SectionUpdated April 16, 2026

    FAR 40.000Scope of part.

    Plain-English Summary

    FAR 40.000 explains the scope of FAR part 40 and tells readers what kinds of security issues this part covers in federal acquisitions. It focuses on broad security requirements for acquiring products and services, including policies and procedures for managing information security and supply chain security, with express coverage of acquisitions involving information and communications technology (ICT) but not limited to ICT. The section also points readers to related FAR parts that handle adjacent or overlapping issues: part 39 for security-related policies and procedures that apply only to ICT, parts 4, 24, and 46 for additional information-security and supply-chain-security procedures, and other FAR parts for nonsecurity policy areas that may affect supply chains or information handling. In practice, this section matters because it helps contracting personnel and contractors identify which security rules belong in part 40, which are found elsewhere in the FAR, and which issues are outside the security framework altogether. That prevents gaps, duplication, and misapplication of requirements when drafting solicitations, evaluating offers, and administering contracts involving sensitive products, services, or supply chains.

    Key Rules

    Broad security coverage

    Part 40 applies to acquisitions of products and services and addresses broad security requirements. Its focus is on managing information security and supply chain security across federal buying activities.

    Includes ICT but is not limited

    The part expressly includes acquisitions involving information and communications technology, but its scope is broader than ICT alone. Agencies must therefore consider part 40 whenever security risks arise in product or service acquisitions, even outside pure ICT buys.

    Part 39 handles ICT-specific rules

    Security-related policies and procedures that apply only to ICT are addressed in FAR part 39. Users should look there for ICT-only requirements rather than assuming part 40 is the exclusive source.

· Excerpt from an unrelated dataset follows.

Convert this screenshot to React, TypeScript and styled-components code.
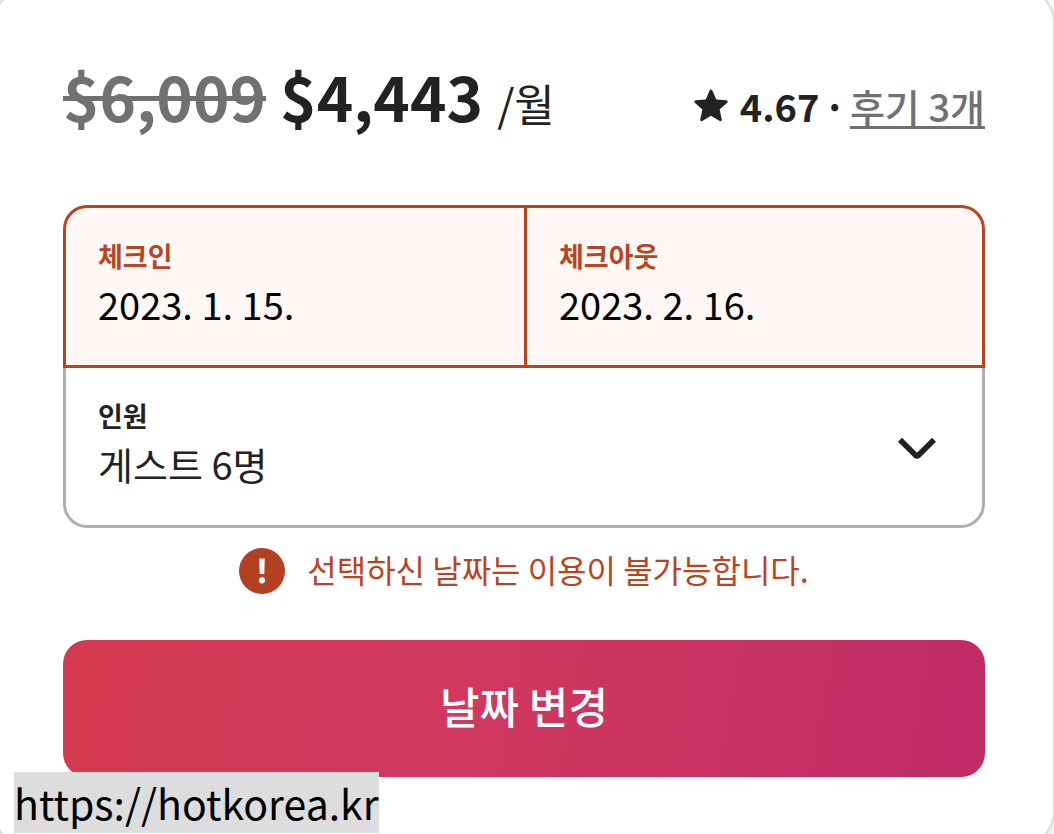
import React, { useState } from "react";
import styled, { createGlobalStyle } from "styled-components";

const sans = '"Noto Sans CJK KR", "Noto Sans", sans-serif';
const ink = "#222222";
const muted = "#717171";
const danger = "#b9441f";
const line = "#b0b0b0";

const GlobalStyle = createGlobalStyle`
  *, *::before, *::after { box-sizing: border-box; }
  body { margin: 0; background: #ffffff; color: ${ink}; font-family: ${sans}; }
  input, select, button { font-family: inherit; }
`;

const Page = styled.main`
  position: relative;
  height: 100vh;
  overflow: hidden;
`;

const Card = styled.section`
  margin: -13px -1px 0 -7px;
  padding: 68px;
  border: 2px solid #dddddd;
  border-radius: 36px;
  background: #ffffff;
  box-shadow: 0 6px 16px rgba(0, 0, 0, 0.12);
`;

const Header = styled.header`
  display: flex;
  align-items: baseline;
  justify-content: space-between;
  height: 88px;
  margin-bottom: 60px;
  white-space: nowrap;
`;

const Price = styled.div`
  display: flex;
  align-items: baseline;
  gap: 14px;
  font-size: 62px;
  line-height: 76px;
`;

const OldPrice = styled.del`
  color: ${muted};
  font-weight: 700;
  text-decoration-thickness: 5px;
`;

const NewPrice = styled.strong`
  font-weight: 700;
`;

const Unit = styled.span`
  font-size: 44px;
`;

const Rating = styled.div`
  display: flex;
  align-items: baseline;
  gap: 4px;
  font-size: 38px;
  line-height: 56px;
`;

const Score = styled.strong`
  padding-left: 8px;
  font-weight: 700;
`;

const Dot = styled.span`
  font-weight: 700;
`;

const Reviews = styled.a`
  color: ${muted};
  font-weight: 500;
  text-decoration: underline;
  text-decoration-thickness: 3px;
  text-underline-offset: 4px;
`;

const Fields = styled.form`
  display: flex;
  flex-direction: column;
`;

const Dates = styled.div`
  display: grid;
  grid-template-columns: 1fr 1fr;
  border: 3px solid ${danger};
  border-radius: 24px 24px 0 0;
  background: #fff8f6;
  overflow: hidden;
`;

const Field = styled.label<{ $divided?: boolean }>`
  display: flex;
  flex-direction: column;
  height: 157px;
  padding: 28px 32px;
  border-left: ${(p) => (p.$divided ? `3px solid ${danger}` : "0")};
`;

const Caption = styled.span<{ $error?: boolean }>`
  font-size: 27px;
  font-weight: 700;
  line-height: 40px;
  color: ${(p) => (p.$error ? danger : ink)};
`;

const DateInput = styled.input`
  width: 100%;
  height: 54px;
  padding: 0;
  border: 0;
  outline: 0;
  background: transparent;
  color: #000000;
  font-size: 38px;
`;

const Guests = styled.div`
  display: grid;
  grid-template-columns: 1fr auto;
  align-items: center;
  padding-right: 46px;
  border: 3px solid ${line};
  border-top: 0;
  border-radius: 0 0 24px 24px;
`;

const GuestSelect = styled.select`
  appearance: none;
  width: 100%;
  height: 54px;
  padding: 0;
  border: 0;
  outline: 0;
  background: transparent;
  color: ${ink};
  font-size: 38px;
`;

const Alert = styled.p`
  display: flex;
  align-items: center;
  justify-content: center;
  gap: 22px;
  height: 46px;
  margin: 20px 0 46px;
  color: ${danger};
  font-size: 32px;
  line-height: 42px;
`;

const AlertText = styled.span`
  padding-bottom: 4px;
`;

const Submit = styled.button`
  display: block;
  width: 100%;
  height: 137px;
  padding: 0 0 8px;
  border: 0;
  border-radius: 24px;
  background: linear-gradient(100deg, #d33a50 4%, #d03860 45%, #c22c66 96%);
  color: #ffffff;
  font-size: 43px;
  font-weight: 500;
`;

const SourceLink = styled.a`
  position: absolute;
  bottom: 1px;
  left: 14px;
  background: #dddddd;
  color: #000000;
  font-size: 41px;
  line-height: 61px;
  text-decoration: none;
`;

const Star = () => (
  <svg width="34" height="33" viewBox="0 0 34 33" aria-hidden="true">
    <path
      fill={ink}
      d="M15.7 1.2c.5-1.1 2-1.1 2.5 0l4.1 9.2 10 .9c1.3.1 1.8 1.6.9 2.5l-7.6 6.6 2.2 10c.3 1.2-1 2.2-2.1 1.5L17 26.7l-8.7 5.2c-1.1.7-2.4-.3-2.1-1.5l2.2-10L.8 13.8c-.9-.9-.4-2.4.9-2.5l10-.9z"
    />
  </svg>
);

const Chevron = () => (
  <svg width="38" height="28" viewBox="0 0 38 28" aria-hidden="true">
    <path
      fill="none"
      stroke={ink}
      strokeWidth="5.6"
      d="M2 6.8 L17.3 22.1 Q19 23.7 20.7 22.1 L36 6.8"
    />
  </svg>
);

const Warning = () => (
  <svg width="46" height="46" viewBox="0 0 46 46" aria-hidden="true">
    <circle cx="23" cy="23" r="23" fill="#b34121" />
    <path fill="#ffffff" d="M20.2 10.5h5.6l-.5 15.5h-4.6z" />
    <circle cx="23" cy="32.3" r="3.1" fill="#ffffff" />
  </svg>
);

export default function App() {
  const [guests, setGuests] = useState("6");
  return (
    <>
      <GlobalStyle />
      <Page>
        <Card>
          <Header>
            <Price>
              <OldPrice>$6,009</OldPrice>
              <NewPrice>$4,443</NewPrice>
              <Unit>/월</Unit>
            </Price>
            <Rating>
              <Star />
              <Score>4.67</Score>
              <Dot>·</Dot>
              <Reviews href="#reviews">후기 3개</Reviews>
            </Rating>
          </Header>
          <Fields onSubmit={(e) => e.preventDefault()}>
            <Dates>
              <Field>
                <Caption $error>체크인</Caption>
                <DateInput readOnly value="2023. 1. 15." />
              </Field>
              <Field $divided>
                <Caption $error>체크아웃</Caption>
                <DateInput readOnly value="2023. 2. 16." />
              </Field>
            </Dates>
            <Guests>
              <Field>
                <Caption>인원</Caption>
                <GuestSelect value={guests} onChange={(e) => setGuests(e.target.value)}>
                  {["1", "2", "3", "4", "5", "6"].map((n) => (
                    <option key={n} value={n}>{`게스트 ${n}명`}</option>
                  ))}
                </GuestSelect>
              </Field>
              <Chevron />
            </Guests>
            <Alert role="alert">
              <Warning />
              <AlertText>선택하신 날짜는 이용이 불가능합니다.</AlertText>
            </Alert>
            <Submit type="submit">날짜 변경</Submit>
          </Fields>
        </Card>
        <SourceLink href="https://hotkorea.kr">https://hotkorea.kr</SourceLink>
      </Page>
    </>
  );
}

    Related FAR parts supplement security

    Parts 4, 24, and 46 contain additional policies and procedures related to information security and supply chain security. Part 40 should be read together with those parts when implementing security controls, documentation, or oversight.

    Nonsecurity issues live elsewhere

    Information and supply chain policies that are not security-related are covered in other FAR parts, such as part 22 for labor and human trafficking risks and part 23 for climate-related risks. This section draws a boundary so users do not misclassify nonsecurity compliance topics as part 40 issues.

    Responsibilities

    Contracting Officers

    Identify when acquisitions involve information security or supply chain security concerns, determine whether the requirement is governed by part 40 or another FAR part, and ensure the solicitation and contract incorporate the correct security-related policies and procedures.

    Agencies

    Develop and apply acquisition policies and procedures that manage information security and supply chain security consistently across covered buys, and coordinate part 40 requirements with related FAR parts to avoid conflicting or incomplete requirements.

    Contractors

    Understand which security requirements apply to the products or services being offered or performed, comply with the applicable information-security and supply-chain-security obligations, and distinguish those obligations from nonsecurity requirements imposed under other FAR parts.

    Acquisition and Security Personnel

    Work together to classify risks, determine whether ICT-specific rules, broader security rules, or nonsecurity policy requirements apply, and ensure the right controls and clauses are used in the procurement.

    Practical Implications

    1

    This section is mainly a roadmap: it tells you where to look for the right security rules, not the full set of requirements itself.

    2

    A common pitfall is assuming all ICT-related security requirements are in part 40; some are specifically in part 39, so cross-checking is essential.

    3

    Another frequent mistake is treating nonsecurity supply-chain issues, such as labor or climate-related concerns, as if they were part 40 security requirements; those belong in other FAR parts.

    4

    Contracting teams should use this section early in acquisition planning to decide whether the procurement raises information-security or supply-chain-security issues and which FAR parts must be consulted.

    5

    For contractors, the practical takeaway is to map compliance obligations carefully so proposals, subcontracting plans, and performance processes address the correct set of requirements without over- or under-responding.

    Official Regulatory Text

    (a) This part addresses broad security requirements that apply to acquisitions of products and services. It prescribes policies and procedures for managing information security and supply chain security when acquiring products and services that include, but are not limited to, information and communications technology (ICT). (b) See part  39 for security-related policies and procedures that only apply to ICT. (c) See parts 4 , 24 , and 46 for additional policies and procedures related to managing information security and supply chain security. (d) Information and supply chain policies and procedures that are unrelated to security are covered in other parts of the FAR ( e.g. , part  22 for labor and human trafficking risks and part  23 for climate-related risks).